These past nine years have seen an incredible increase in values across the entire multifamily spectrum. I would argue that it is hard to find people who lost money in the space during this time frame.
To date, we have acquired approximately 4,000 apartment units (13 properties) and currently own about 3,500 units (11 properties). The return on investment on the properties we sold was astronomical (104.15% IRR and 76.90% IRR, both after a 3-year hold). The projects that we continue to own deliver exceptional cash flow from 4% to over 30% annually of the initial capital invested (even after complete capital repayment). Out of the $87M of invested equity, we have returned over $33M with most of that originating from cash flow and refinances. In retrospect, we should have acquired more properties in 2010 to 2014 as the market is very different today.
We are experiencing the “renting nation” phenomena that should persist for the foreseeable future as population growth continues to occur in our markets and home mortgage underwriting continues to be quite stringent. Many factors play into the resulting appreciation in Class B and C apartments. High construction costs make it too expensive to build workforce housing, low interest rates have made it inexpensive for buyers to finance acquisitions, and investors prefer investments that provide cash flow with capital appreciation versus capital appreciation only. Class B and C apartments fit the mold perfectly.
We love multifamily because there is always an opportunity available.
We have three pillars of our business: cash flow, location, and community building. I will expand upon each below and share what we're seeing in the market.
Cash flow is the most important thing in the apartment investment business. I learned early in my career that businesses only fail when they do not generate or fail to raise cash. If you never run out of cash, you will never go out of business. We believe this whole heartily and focus on cash-on-cash returns as our primary objective in any investment. Depending on age, location, and renovation; our goal is to reach a 6-10% cash on cash return at stabilization. Given our conservative underwriting, we have drastically overachieved this in most situations.
My goal in getting into the multifamily industry was to generate cash flow. Investing in multifamily is a great vehicle for creating distributable cash flow. When we buy something that returns 6-10% per year with depreciation shielding the cash distributed from almost all of the tax burden, it is an investment we want to keep. The only reason to sell one of our properties when it is generating good cash flow, which is substantially if not all tax-sheltered, is if cash is needed for another project or because we believe that we have gotten as much as we can expect out of this project and can find another project that we can invest in and stabilize. This is exactly what transpired in my first investment, Forest View, which we acquired in 2010. We updated the property, stabilized it and sold it for a very attractive price in 2013.
When I started my business, I read a great book called “The Next Hundred Million: America in 2050” written by Joel Kotkin.
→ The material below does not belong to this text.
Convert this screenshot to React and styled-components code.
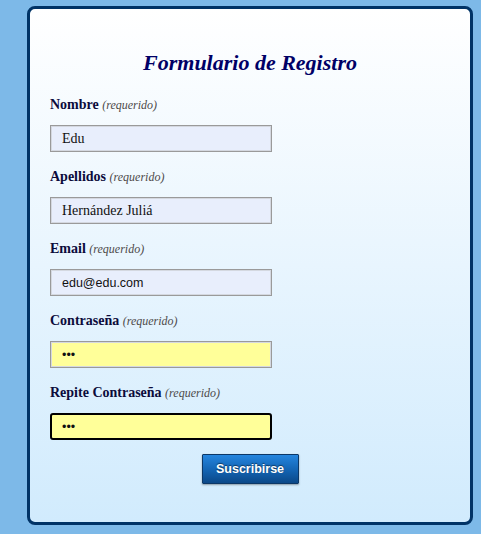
import React from 'react';
import styled, { createGlobalStyle } from 'styled-components';

const GlobalStyle = createGlobalStyle`
  html, body {
    margin: 0;
    background: #7db9e8;
  }
  body {
    font-family: "Liberation Serif", "Times New Roman", serif;
  }
`;

const Page = styled.div`
  padding: 6px 9px 9px 27px;
`;

const Card = styled.form`
  box-sizing: border-box;
  width: 446px;
  height: 519px;
  border: 3px solid #003366;
  border-radius: 8px;
  background: linear-gradient(to bottom, #ffffff 0%, #d1ebfd 100%);
  padding: 41px 20px 0 20px;
`;

const Title = styled.h1`
  margin: 0 0 20.5px;
  text-align: center;
  font-size: 22px;
  line-height: 25px;
  font-weight: bold;
  font-style: italic;
  color: #000066;
`;

const Field = styled.div`
  display: flex;
  flex-direction: column;
  align-items: flex-start;
  margin-bottom: 15.5px;
`;

const Label = styled.label`
  font-size: 14px;
  line-height: 18px;
  font-weight: bold;
  color: #0b0b3b;
  margin-bottom: 11.5px;
`;

const Required = styled.em`
  font-weight: normal;
  font-size: 12px;
  color: #4d4a4a;
`;

const Input = styled.input`
  box-sizing: border-box;
  width: 222px;
  height: 27px;
  margin: 0;
  border: ${(p) => (p.$focused ? '2px solid #000' : '1px solid #9a9a9a')};
  border-radius: ${(p) => (p.$focused ? '3px' : '0')};
  box-shadow: ${(p) => (p.$focused ? 'none' : 'inset 0 0 0 1px #d4d8e0')};
  padding: 0 10px 0 ${(p) => (p.$focused ? '10px' : '11px')};
  background: ${(p) => (p.$password ? '#ffff99' : '#e8eefc')};
  color: #111;
  font-family: ${(p) =>
    p.$sans ? '"Liberation Sans", Arial, sans-serif' : '"Liberation Serif", "Times New Roman", serif'};
  font-size: ${(p) => (p.$sans ? '12.5px' : '14px')};
  outline: none;
`;

const Actions = styled.div`
  display: flex;
  justify-content: center;
  margin-top: -2px;
`;

const Button = styled.button`
  box-sizing: border-box;
  width: 97px;
  height: 30px;
  border: 1px solid #0c3766;
  border-radius: 1px;
  background: linear-gradient(to bottom, #2585de 0%, #1466b6 50%, #0b4888 100%);
  box-shadow: 0 1px 2px rgba(0, 0, 0, 0.35);
  color: #fff;
  font-family: "Liberation Sans", Arial, sans-serif;
  font-weight: bold;
  font-size: 12.5px;
  text-shadow: 0 -1px 1px rgba(0, 0, 0, 0.5);
  cursor: pointer;
`;

const fields = [
  { name: 'nombre', label: 'Nombre', value: 'Edu' },
  { name: 'apellidos', label: 'Apellidos', value: 'Hernández Juliá' },
  { name: 'email', label: 'Email', value: 'edu@edu.com', type: 'email', sans: true },
  { name: 'pass', label: 'Contraseña', value: 'abc', type: 'password', sans: true },
  { name: 'pass2', label: 'Repite Contraseña', value: 'abc', type: 'password', sans: true, focused: true },
];

export default function App() {
  return (
    <>
      <GlobalStyle />
      <Page>
        <Card onSubmit={(e) => e.preventDefault()}>
          <Title>Formulario de Registro</Title>
          {fields.map((f) => (
            <Field key={f.name}>
              <Label htmlFor={f.name}>
                {f.label} <Required>(requerido)</Required>
              </Label>
              <Input
                id={f.name}
                type={f.type || 'text'}
                defaultValue={f.value}
                $sans={f.sans}
                $password={f.type === 'password'}
                $focused={f.focused}
              />
            </Field>
          ))}
          <Actions>
            <Button type="submit">Suscribirse</Button>
          </Actions>
        </Card>
      </Page>
    </>
  );
}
This book helped me develop my investment thesis. The premise is that there will be 100 million more Americans in 2050 and they will be living in cities like Houston, Dallas, San Antonio, Atlanta, etc. These cities have the land to grow and provide a reasonable cost of living. I agree that these people will need places to live and that the good locations (strong jobs, schools, employment) will only become denser over time. It is no secret that people want to live near the action.
After stabilizing Forest View, we bought Oak Lawn Heights in Dallas, and three properties in Houston all needing substantial reinvestment and stabilization. Then in 2013, we bought Park at Voss, the largest financial investment we had ever made; which we thought was the perfect investment. It could return a solid coupon as well as be in a strategic location where the land value would appreciate. There was solid cash flow on the front end at 6%+ and an opportunity to increase that through updating the project. Since acquisition in 2013, we have increased the effective rents there from $778 to $964 per unit per month.
We also noticed that there was a significant rent spread in certain submarkets because of the age ranges for the properties. For instance, the Woodlake submarket (where Park at Voss is located) does not have any properties built in the 1980s or 1990s. The rents of $778 when we purchased it were competing with a Class A property next door that was renting for $1,500. That is a huge rent spread. So our plan was to upgrade the property and take advantage of the large gap to increase rents. As older properties in these good locations get demolished for redevelopment it lowers the number of available non-Class A units in the submarket and increases the demand for those that are left.
We focus a lot of our time on understanding location metrics. Projected household growth, household income, home values, education levels, schools, retailers, jobs, parks, museums, religious institutions, etc. Everything is taken into account. Going through this level of analysis helps us determine future rent growth and hidden opportunities. The future is hard to predict and we want to own real estate in locations with positive metrics that we know will appreciate over the long term, even if the short term is rough.
The most meaningful non-financial benefit of our business has been building community. It is personally fulfilling that we get to improve people’s lives in a tangible manner. There is no better business where you can get paid for making people’s lives better. There is so much we do as an apartment owner that directly affects our residents. Things like attentive maintenance, resident events, and security can make their experience wonderful. We focus on these things and “Building Communities” is the core tagline of our company. I gain a lot of positivity with the physical improvements that occur at the properties and activities hosted for our residents and their children. By creating a healthy residential community, we help children grow up safely and avoid gang activity or other destructive paths. I also appreciate that our properties serve a wide spectrum of ethnicities that represent the broad working population.